Tim Pijaru juga bercerita tentang reaksi penonton setelah melihat video Sehari Menjadi Fans JKT48 di kanal Youtube Pijaru.com. Tidak sedikit komentar bernada positif seperti tujuan video ini dibuat. “Cara pandang gue terhadap seseorang langsung berubah setelah menonton film ini”, atau “Well, setuju banget sama pesan di video ini, jangan nilai buku dari covernya aja”.
“Selalu membuat penonton terlibat atau terhubung, didukung dengan penceritaan yang menarik, video bisa menyampaikan gagasan yang teman-teman ingin sampaikan,” pesan Echan sekaligus mengakhiri sesi.
Usai makan siang, sesi membuat Peta Jaring Laba-Laba dimulai dengan didampingi oleh Chandra dan Wucha dari Yayasan Kampung Halaman.
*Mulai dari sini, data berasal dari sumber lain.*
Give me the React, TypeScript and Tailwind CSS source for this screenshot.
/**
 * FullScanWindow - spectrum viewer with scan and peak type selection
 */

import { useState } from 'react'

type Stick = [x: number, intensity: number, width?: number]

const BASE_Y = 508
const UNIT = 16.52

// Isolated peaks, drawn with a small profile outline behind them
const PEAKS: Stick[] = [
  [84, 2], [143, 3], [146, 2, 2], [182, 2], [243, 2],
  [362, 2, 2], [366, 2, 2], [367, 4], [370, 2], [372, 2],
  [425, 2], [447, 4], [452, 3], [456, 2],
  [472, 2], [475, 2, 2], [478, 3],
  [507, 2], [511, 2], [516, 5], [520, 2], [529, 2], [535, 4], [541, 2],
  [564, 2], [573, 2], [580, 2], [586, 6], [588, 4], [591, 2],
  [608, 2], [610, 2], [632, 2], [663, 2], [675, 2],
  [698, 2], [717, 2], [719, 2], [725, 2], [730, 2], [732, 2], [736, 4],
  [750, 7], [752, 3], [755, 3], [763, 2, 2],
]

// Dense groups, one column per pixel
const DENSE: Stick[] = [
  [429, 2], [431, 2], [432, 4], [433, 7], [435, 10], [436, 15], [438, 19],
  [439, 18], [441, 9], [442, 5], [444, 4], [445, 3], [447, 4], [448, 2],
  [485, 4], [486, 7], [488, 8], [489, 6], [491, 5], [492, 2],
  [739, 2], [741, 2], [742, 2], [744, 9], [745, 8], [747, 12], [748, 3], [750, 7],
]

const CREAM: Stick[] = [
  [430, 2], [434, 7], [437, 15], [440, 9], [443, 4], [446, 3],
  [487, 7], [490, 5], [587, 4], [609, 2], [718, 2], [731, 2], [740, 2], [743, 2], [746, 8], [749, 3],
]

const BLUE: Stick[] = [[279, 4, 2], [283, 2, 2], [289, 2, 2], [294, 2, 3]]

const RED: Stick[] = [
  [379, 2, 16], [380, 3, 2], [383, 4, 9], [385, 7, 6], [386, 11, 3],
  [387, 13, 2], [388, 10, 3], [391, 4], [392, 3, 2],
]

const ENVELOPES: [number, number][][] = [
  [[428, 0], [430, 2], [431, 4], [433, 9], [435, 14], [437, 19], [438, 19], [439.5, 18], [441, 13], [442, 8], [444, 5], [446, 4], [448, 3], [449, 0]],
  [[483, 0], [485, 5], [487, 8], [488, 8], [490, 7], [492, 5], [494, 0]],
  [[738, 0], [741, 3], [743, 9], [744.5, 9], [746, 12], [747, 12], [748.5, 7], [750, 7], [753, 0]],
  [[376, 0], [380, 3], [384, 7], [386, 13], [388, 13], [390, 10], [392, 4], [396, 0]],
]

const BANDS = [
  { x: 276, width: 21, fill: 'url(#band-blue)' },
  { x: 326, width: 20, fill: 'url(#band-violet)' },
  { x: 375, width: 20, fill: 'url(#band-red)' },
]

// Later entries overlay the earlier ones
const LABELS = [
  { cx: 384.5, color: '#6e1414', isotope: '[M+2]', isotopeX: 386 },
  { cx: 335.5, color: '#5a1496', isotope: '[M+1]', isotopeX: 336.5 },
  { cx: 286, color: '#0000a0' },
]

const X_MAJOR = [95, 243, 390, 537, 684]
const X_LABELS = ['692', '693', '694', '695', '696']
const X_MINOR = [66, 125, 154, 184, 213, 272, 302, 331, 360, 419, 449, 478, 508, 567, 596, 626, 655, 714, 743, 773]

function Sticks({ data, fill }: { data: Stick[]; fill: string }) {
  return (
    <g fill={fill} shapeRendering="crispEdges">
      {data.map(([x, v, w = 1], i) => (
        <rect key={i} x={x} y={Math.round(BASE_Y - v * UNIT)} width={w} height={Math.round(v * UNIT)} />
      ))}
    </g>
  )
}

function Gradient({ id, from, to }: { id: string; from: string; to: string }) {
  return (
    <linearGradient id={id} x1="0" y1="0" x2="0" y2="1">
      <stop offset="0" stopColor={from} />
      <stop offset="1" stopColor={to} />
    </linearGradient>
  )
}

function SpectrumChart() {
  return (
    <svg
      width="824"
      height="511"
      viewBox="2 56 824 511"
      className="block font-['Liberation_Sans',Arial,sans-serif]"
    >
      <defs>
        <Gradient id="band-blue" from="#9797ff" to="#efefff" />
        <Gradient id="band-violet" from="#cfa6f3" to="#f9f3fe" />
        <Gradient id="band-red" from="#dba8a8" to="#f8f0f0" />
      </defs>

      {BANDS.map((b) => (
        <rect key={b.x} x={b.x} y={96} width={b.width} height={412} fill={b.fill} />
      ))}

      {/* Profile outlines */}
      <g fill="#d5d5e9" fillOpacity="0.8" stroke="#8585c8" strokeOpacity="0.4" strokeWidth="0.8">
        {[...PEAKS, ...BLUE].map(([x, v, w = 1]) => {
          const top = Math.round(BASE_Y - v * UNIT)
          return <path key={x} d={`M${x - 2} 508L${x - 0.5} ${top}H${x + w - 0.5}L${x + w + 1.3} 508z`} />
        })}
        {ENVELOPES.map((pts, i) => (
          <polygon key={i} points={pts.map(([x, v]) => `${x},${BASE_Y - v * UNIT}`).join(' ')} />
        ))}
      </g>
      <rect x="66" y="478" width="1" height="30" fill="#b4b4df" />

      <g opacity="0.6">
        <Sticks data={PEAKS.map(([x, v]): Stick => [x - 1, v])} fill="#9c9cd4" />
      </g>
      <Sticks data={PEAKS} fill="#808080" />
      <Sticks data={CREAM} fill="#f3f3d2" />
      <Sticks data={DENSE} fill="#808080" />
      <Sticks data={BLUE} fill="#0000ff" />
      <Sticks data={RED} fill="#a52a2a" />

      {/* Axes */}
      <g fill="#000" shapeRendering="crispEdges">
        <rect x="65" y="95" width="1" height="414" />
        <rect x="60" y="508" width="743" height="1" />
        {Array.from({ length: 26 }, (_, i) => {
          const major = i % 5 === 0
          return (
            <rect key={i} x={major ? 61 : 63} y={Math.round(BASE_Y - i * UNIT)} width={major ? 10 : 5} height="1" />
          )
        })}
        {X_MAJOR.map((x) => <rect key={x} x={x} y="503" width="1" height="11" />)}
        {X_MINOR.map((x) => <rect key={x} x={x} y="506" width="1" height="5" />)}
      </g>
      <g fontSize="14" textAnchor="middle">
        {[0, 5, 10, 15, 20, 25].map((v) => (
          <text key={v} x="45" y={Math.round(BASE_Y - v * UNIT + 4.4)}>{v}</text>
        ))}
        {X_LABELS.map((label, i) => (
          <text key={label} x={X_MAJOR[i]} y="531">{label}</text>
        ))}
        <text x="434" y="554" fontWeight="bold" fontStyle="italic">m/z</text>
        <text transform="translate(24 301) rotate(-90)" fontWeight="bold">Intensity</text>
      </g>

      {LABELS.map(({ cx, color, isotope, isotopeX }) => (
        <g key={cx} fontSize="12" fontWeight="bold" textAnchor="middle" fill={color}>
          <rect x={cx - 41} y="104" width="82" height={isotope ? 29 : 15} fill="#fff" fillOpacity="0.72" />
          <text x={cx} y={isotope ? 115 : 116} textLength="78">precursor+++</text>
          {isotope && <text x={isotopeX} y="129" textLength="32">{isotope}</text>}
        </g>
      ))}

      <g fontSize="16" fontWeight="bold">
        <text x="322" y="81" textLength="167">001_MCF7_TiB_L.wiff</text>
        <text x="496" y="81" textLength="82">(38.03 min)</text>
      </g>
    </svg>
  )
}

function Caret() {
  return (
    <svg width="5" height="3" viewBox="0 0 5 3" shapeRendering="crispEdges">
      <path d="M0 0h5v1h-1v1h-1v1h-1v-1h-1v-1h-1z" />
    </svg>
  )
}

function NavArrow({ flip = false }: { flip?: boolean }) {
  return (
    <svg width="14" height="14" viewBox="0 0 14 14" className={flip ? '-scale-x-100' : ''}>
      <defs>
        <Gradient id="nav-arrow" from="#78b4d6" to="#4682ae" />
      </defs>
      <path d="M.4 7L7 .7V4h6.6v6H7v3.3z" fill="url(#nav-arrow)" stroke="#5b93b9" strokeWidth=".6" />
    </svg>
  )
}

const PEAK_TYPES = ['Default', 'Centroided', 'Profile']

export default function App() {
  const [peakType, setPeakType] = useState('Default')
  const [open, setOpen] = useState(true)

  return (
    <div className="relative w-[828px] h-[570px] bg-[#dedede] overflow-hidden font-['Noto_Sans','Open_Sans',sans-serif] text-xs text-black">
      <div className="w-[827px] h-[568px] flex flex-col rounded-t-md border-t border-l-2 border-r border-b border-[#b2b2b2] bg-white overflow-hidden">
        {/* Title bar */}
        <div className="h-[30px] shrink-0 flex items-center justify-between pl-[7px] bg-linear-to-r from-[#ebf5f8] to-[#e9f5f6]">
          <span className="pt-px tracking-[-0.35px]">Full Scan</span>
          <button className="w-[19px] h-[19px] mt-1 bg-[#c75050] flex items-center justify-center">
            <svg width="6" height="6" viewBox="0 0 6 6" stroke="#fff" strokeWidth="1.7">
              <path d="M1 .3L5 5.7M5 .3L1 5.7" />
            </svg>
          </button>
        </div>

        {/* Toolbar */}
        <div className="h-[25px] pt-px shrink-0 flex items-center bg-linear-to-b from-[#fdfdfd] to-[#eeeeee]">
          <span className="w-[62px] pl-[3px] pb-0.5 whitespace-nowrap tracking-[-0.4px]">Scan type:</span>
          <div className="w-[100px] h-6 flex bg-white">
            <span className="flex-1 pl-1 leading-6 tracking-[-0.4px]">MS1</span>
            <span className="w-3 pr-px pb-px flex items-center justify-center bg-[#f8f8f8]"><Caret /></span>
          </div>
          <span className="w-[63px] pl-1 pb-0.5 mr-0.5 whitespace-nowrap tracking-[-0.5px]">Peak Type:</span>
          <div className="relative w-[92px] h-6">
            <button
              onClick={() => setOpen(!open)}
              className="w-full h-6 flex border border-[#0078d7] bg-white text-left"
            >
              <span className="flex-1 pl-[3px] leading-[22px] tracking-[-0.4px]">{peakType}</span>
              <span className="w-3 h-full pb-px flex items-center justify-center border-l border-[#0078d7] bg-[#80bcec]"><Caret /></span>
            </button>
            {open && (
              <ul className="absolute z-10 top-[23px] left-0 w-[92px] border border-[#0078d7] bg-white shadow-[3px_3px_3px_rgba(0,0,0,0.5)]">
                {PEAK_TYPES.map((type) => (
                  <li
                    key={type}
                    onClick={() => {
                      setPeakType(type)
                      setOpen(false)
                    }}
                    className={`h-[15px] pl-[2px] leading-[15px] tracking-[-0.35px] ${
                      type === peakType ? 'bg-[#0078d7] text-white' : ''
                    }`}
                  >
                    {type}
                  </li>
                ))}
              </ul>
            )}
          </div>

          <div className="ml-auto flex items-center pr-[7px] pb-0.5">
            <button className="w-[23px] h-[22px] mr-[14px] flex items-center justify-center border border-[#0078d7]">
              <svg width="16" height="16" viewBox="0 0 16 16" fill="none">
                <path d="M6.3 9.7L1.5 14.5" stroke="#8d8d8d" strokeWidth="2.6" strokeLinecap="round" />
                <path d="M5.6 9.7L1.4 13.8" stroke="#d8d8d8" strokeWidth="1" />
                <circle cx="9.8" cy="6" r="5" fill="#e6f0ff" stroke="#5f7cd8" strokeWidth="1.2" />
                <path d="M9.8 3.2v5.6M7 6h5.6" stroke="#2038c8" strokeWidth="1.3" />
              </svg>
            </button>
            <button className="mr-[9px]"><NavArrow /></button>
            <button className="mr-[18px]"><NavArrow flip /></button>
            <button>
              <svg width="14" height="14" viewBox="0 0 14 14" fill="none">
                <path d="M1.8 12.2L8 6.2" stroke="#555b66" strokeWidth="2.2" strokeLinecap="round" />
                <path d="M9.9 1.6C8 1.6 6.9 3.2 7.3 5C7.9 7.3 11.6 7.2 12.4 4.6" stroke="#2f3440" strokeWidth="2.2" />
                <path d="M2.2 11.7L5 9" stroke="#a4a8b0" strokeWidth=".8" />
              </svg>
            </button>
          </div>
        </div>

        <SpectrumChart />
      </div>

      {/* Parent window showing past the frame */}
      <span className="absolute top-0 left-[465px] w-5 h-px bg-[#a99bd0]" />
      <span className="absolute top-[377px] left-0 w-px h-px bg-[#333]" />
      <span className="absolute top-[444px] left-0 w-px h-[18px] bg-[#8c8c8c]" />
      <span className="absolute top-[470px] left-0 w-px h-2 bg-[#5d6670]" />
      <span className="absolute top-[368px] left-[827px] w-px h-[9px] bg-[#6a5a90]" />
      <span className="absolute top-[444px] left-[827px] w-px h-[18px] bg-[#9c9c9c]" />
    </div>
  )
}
Pada sesi ini, dibutuhkan waktu yang cukup panjang meski sejak hari sebelumnya hingga pada sesi ini, setiap komunitas telah mencatat apa yang menjadi potensi dan hambatan dari setiap komunitas. Banyak hal yang diungkapkan pada sesi ini, di antaranya tentang penerimaan orang tua terhadap aktivitas remaja di komunitas sampai cara-cara kreatif berkegiatan.
“Masih banyak orang tua yang nggak mendukung anaknya ikut kegiatan, dipikirnya tidak ada manfaat. Kami berusaha melibatkan warga dan orang tua-orang tua dalam beberapa kegiatan, namun tetap saja tidak bertahan lama,” ucap Diki dari Sanggar Anak Harapan, Jakarta.
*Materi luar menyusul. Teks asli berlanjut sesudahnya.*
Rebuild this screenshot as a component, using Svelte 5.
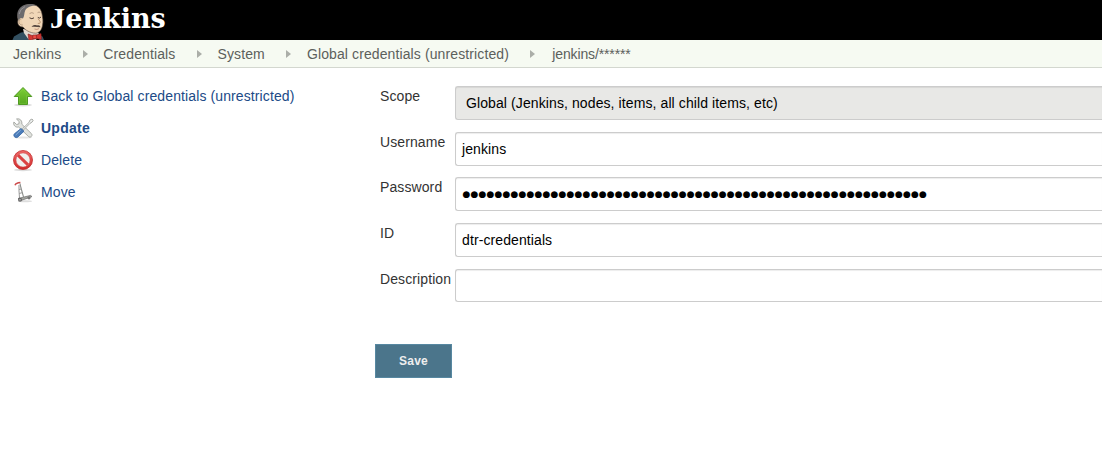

“Menanamkan rasa memiliki di komunitas. Seperti pada saat peringatan 17 Agustus, Ngejah memecahkan rekor Muri dalam mengerek bendera merah putih melibatkan berbagai masyarakat dari banyak kalangan. Bukan hanya itu, pentas hiburan seperti baca puisi juga diisi oleh warga, dari tukang Ojek, Penjaja Makanan dan Pelajar,” ungkap Novia dari Komunitas Ngejah, Garut.
Sesi ini menghasilkan peta jaring laba-laba dengan mendaftarkan lima hal yang penting untuk diperhatikan oleh semua komunitas. Kelima hal tersebut adalah sebagai berikut.
- Dukungan Keluarga dan Lingkungan Sekitar
- Regenerasi
- Perencanaan Aktivitas
- Modal
- Jaringan
Peserta kemudian berdiskusi mencari solusi dan metode yang tepat untuk dilakukan oleh komunitasnya masing-masing. Seperti poin Jaringan, banyak hal menarik yang dilakukan oleh komunitas untuk memperluas jaringan mereka. Jaringan adalah salah satu modal untuk membuat komunitas dapat terus bergerak.
“Mengunjungi tempat lain atau event untuk bertemu orang-orang yang memiliki ketertarikan yang sama, sehingga mendapatkan jaringan,” ungkap Rosesynta.
Sesi Peta Jaring Laba-Laba membuat semua peseta termasuk fasilitator saling memahami, bagaimana setiap remaja menghadapi lingkungan mereka agar mereka dan aktivitas komunitas terus berjalan. Hal yang menarik dari 24 kawan remaja-remaja ini adalah mereka sadar bahwa generasi muda merupakan agen perubahan sosial, terutama di lingkungannya, serta menyadari modal utama adalah energi dan kreativitas. Sesi diskusi ini juga memperlihatkan aktifnya remaja saat berdiskusi dengan tetap saling menghormati saat ada perbedaan pendapat.
Malam harinya, kegiatan Rembuk Remaja ditutup dengan sesi Panggung Remaja oleh komunitas. Ada yang bernyanyi, ketoprak, tujuh menit belajar menari, dan penampilan menarik lainnya. Esok harinya, semua bersiap-siap untuk pulang. Ternyata ada beberapa komunitas yang telah berencana untuk saling berkolaborasi, seperti Nevin dari Sangkanparan, Cilacap yang akan mengisi workshop cukil di Sanggar Anak Harapan, Jakarta. Nevin ikut serta dengan teman-teman Sanggar Anak Harapan untuk melaksanakan misinya.
Hal ini adalah harapan kami setelah usai Rembuk Remaja. Jaringan adalah kata kunci dari kolaborasi. Sampai berjumpa lagi kawan-kawan. Selamat Berkolaborasi!